*Problem to solve*.
Pull every line holding the string "TypeScript" from the records below.

*** Given data

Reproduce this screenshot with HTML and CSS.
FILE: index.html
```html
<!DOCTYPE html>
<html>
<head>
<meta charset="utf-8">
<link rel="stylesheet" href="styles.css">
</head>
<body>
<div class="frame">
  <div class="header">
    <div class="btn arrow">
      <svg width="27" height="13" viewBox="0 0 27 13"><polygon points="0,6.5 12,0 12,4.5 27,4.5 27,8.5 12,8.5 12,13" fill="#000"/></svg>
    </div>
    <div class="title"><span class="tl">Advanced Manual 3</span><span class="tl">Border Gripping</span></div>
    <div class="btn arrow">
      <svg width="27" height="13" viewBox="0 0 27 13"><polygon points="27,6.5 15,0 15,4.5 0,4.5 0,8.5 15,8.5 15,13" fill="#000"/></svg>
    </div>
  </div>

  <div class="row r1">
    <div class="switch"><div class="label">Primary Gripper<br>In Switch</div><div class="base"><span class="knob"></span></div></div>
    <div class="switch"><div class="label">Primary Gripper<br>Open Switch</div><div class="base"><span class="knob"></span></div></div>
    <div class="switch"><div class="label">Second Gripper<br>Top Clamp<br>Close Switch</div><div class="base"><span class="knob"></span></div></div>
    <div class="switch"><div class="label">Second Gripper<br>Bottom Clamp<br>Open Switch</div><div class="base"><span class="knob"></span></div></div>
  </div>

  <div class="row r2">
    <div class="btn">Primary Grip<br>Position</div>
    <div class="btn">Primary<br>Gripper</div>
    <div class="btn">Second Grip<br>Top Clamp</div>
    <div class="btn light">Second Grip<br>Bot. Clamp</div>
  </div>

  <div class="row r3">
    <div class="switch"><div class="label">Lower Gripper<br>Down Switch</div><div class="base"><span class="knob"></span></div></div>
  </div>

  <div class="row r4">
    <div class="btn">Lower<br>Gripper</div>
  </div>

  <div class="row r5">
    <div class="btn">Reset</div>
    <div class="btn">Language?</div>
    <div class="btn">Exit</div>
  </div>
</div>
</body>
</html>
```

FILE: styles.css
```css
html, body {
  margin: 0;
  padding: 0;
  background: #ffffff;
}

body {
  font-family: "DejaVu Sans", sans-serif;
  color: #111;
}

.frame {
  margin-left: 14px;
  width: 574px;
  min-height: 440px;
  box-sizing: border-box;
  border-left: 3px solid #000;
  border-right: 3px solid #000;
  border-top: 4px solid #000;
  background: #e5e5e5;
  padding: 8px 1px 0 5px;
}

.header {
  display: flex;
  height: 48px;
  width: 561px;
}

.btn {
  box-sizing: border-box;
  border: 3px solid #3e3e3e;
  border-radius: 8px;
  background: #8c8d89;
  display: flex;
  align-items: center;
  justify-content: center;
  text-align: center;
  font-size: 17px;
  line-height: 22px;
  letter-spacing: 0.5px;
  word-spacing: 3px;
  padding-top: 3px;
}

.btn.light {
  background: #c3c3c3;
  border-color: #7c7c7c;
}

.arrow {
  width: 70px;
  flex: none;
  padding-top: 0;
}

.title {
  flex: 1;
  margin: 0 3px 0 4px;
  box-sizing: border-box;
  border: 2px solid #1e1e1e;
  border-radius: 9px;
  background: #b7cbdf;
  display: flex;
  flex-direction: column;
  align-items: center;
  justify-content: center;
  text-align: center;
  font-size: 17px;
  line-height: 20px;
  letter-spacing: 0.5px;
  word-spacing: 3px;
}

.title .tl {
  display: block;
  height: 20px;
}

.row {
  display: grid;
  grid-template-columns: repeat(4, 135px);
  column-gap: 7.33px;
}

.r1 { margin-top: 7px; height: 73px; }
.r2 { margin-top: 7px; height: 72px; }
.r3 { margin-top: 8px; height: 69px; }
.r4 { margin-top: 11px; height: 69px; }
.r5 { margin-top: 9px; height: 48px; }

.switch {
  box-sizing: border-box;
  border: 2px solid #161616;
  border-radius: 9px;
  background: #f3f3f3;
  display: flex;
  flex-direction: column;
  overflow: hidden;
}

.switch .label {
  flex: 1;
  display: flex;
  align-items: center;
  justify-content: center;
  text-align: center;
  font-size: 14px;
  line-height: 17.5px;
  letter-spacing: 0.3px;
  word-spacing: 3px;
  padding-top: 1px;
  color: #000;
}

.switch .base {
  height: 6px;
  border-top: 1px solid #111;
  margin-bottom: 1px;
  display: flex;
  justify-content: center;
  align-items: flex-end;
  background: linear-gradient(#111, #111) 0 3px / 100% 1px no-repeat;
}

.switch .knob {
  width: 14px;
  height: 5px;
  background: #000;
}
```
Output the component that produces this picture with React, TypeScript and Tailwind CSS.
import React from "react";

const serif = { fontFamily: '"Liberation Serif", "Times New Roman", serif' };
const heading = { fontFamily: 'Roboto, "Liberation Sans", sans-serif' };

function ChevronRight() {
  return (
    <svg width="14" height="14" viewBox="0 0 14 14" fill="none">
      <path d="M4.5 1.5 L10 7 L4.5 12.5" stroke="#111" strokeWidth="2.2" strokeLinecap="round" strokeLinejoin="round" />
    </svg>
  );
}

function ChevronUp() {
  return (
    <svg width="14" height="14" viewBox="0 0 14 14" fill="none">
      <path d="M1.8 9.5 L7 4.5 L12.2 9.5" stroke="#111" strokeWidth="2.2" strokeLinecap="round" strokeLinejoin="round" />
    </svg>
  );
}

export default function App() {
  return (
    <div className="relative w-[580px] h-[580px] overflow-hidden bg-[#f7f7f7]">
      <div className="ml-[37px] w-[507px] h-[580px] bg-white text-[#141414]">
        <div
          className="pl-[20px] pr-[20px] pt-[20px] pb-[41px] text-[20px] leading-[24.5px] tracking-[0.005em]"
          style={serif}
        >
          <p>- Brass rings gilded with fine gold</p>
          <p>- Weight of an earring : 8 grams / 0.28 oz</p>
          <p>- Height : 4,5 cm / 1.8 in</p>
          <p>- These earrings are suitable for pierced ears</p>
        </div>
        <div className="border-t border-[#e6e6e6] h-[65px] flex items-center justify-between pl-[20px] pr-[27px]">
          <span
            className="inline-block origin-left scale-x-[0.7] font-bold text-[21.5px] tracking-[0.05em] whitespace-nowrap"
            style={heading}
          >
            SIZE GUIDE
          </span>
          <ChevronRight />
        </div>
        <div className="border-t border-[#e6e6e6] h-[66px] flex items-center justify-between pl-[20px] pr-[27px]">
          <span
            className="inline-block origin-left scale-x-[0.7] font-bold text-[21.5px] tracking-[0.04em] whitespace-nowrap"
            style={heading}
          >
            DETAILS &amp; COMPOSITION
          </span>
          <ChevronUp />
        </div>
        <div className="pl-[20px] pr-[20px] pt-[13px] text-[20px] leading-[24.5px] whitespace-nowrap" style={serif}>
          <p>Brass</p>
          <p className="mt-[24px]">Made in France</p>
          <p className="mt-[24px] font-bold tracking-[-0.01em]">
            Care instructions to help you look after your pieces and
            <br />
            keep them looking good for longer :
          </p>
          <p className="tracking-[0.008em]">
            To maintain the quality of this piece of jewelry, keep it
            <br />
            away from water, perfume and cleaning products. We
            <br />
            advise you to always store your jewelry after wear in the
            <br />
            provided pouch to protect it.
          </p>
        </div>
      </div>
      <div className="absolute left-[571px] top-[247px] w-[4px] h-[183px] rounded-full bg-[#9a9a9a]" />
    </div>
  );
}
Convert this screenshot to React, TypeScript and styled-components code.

******

*Worked solution*.
Output the component that produces this picture with React, TypeScript and Tailwind CSS.
Convert this screenshot to React, TypeScript and styled-components code.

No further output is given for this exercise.